The poets would usually perform accompanied by a huehuetl drum, teponaztli, and sometimes a flute. The huehuetl was an upright drum crafted from a hollowed log two to four feet high with a diameter of twelve to eighteen inches, open at the bottom, standing on three legs cut from its base, with skin stretched across the top. It was usually carved with designs and symbols and was beaten with the hands. The teponaztli was a horizontal wooden drum or "gong," hollowed in the center but left closed on both ends, flattened on top, with two tongues of different lengths cut into it. The teponaztli was beaten with rubber-tipped sticks. Nahua musicians also played flutes, double flutes, triple flutes, and pan pipes, using a pentatonic or five-note scale. These instruments were all six to eight inches long, usually of clay, but sometimes also of bamboo or bone.
Singing and music were part of everyone's education. In the evening after school at the telpochcalli, the school for the common people, both girls and boys went to the cuicacalli, the house of song, which stood next to one of the temples. In the Toltec conception, a city did not really exist until it had established a place for the drums, that is, a house of song. This was a singing, music and dance school, as well as a residence for the teachers, and consisted of many large rooms around a courtyard. Attendance was required of all boys and girls, who were taught separately but brought together in the courtyard for common dances. In the house of song were lodged the huehuetl, teponaztli, rattles, flutes, shell trumpets, costumes, and regalia of the dancers. Taught at these schools were primarily the sacred hymns and the dances that went with them.
During the day, before the girls and boys arrived for their studies, the house of song doubled as a dance hall for warriors and ahuilnenque, "pleasure women." As Friar Diego Durán, who grew up in Texcoco, describes it around the year 1570:
Let us now speak of the ordinary dance which the warriors and soldiers performed daily, during the daytime, in that same building and school of dance. They went there to dance as a pastime . . . These warriors, known as tequihuaque, went there and, dressed in their best, danced in fine style. When one of these men saw a harlot [sic] looking at him with a certain amount of interest, he beckoned to her and, taking her by the hand, danced with her in that dance. Thus he spent the entire [day until] evening with that woman, holding her by the hand while they danced . . . (Book of the Gods, 298).

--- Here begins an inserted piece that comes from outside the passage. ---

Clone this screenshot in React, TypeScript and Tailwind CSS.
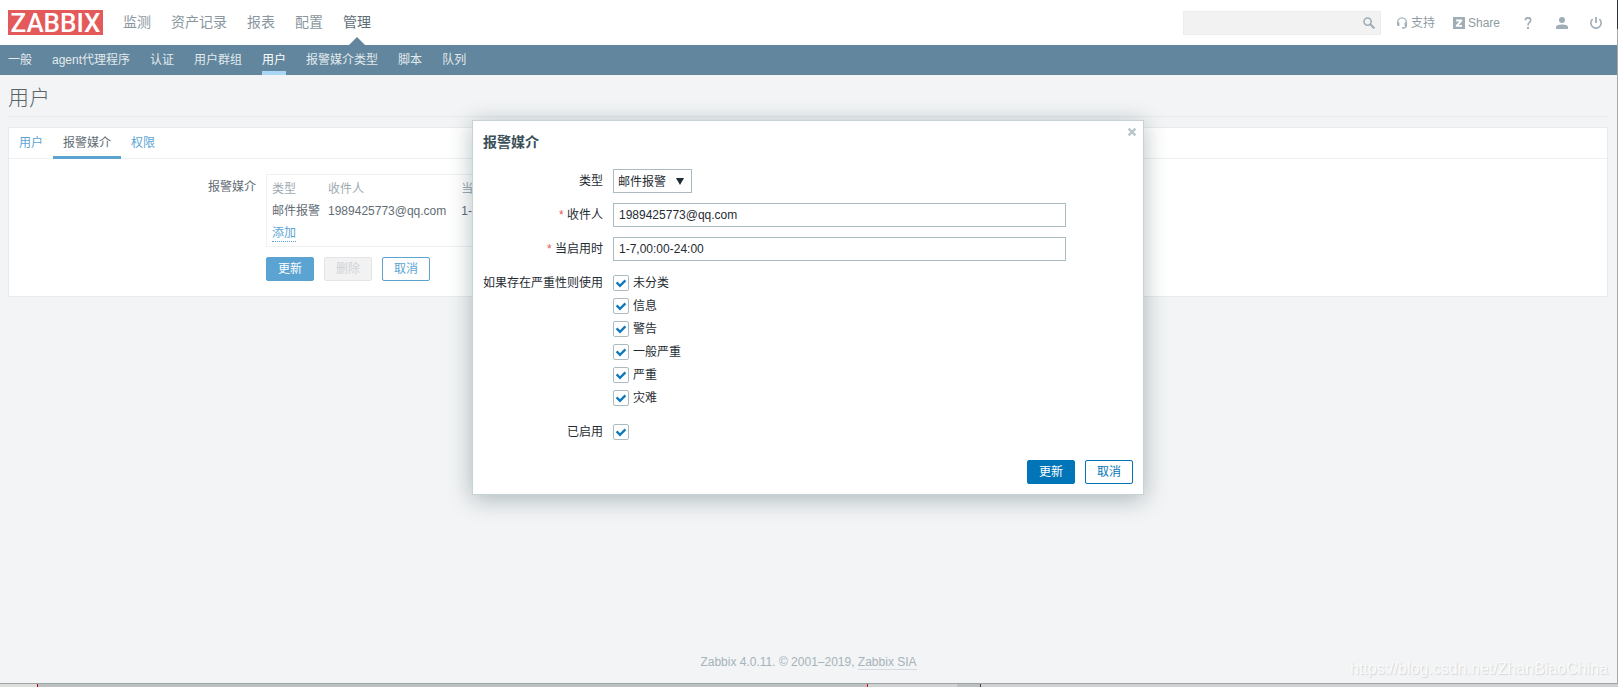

He describes the rhythms as lively. "These were dances and songs of pleasure, known as 'dances of youth,' during which they sang songs of love and flirtation . . ." (ibid., 295).
In contrast, Durán wrote that the sacred hymns "were sung slowly and seriously; these were sung and danced by the lords on solemn and important occasions, and were intoned, some with moderation and calm" (ibid.). The sacred hymns were sung or chanted both inside and outside the temples, addressed directly to specific deities. A number of sacred hymns have come down to us, twenty of them preserved by Padre Bernardino de Sahagún around 1558 to 1560 in the Florentine codex. None has any attribution of authorship. Sahagún wrote of them, "The children who went to the calmecac learned by memory all the verses of songs to sing, called divine songs, whose verses were written in their books in characters." The calmecac was a special school for children of the nobility and gifted children and prepared them to become leaders and priests. Each calmecac was located adjacent to a temple and closely connected with it. Instruction there was more extensive than in the telpochcaltin, the schools for the common people run by the clans, where the children were taught a standard curriculum and then brought over to the house of song at the temple in the evening for musical and ritual instruction.
Groups of poets and elders called tlapizcatzitzin (conservators) approved new compositions and taught divine songs in honor of gods. They called public meetings to teach the songs to all the people. They were still singing and dancing macehualiztin after the Conquest, for Durán witnessed them. "These songs were so sad that just the rhythm and dance saddens one. I have seen these danced occasionally with religious chants, and they were so sad that I was filled with melancholy and woe" (300).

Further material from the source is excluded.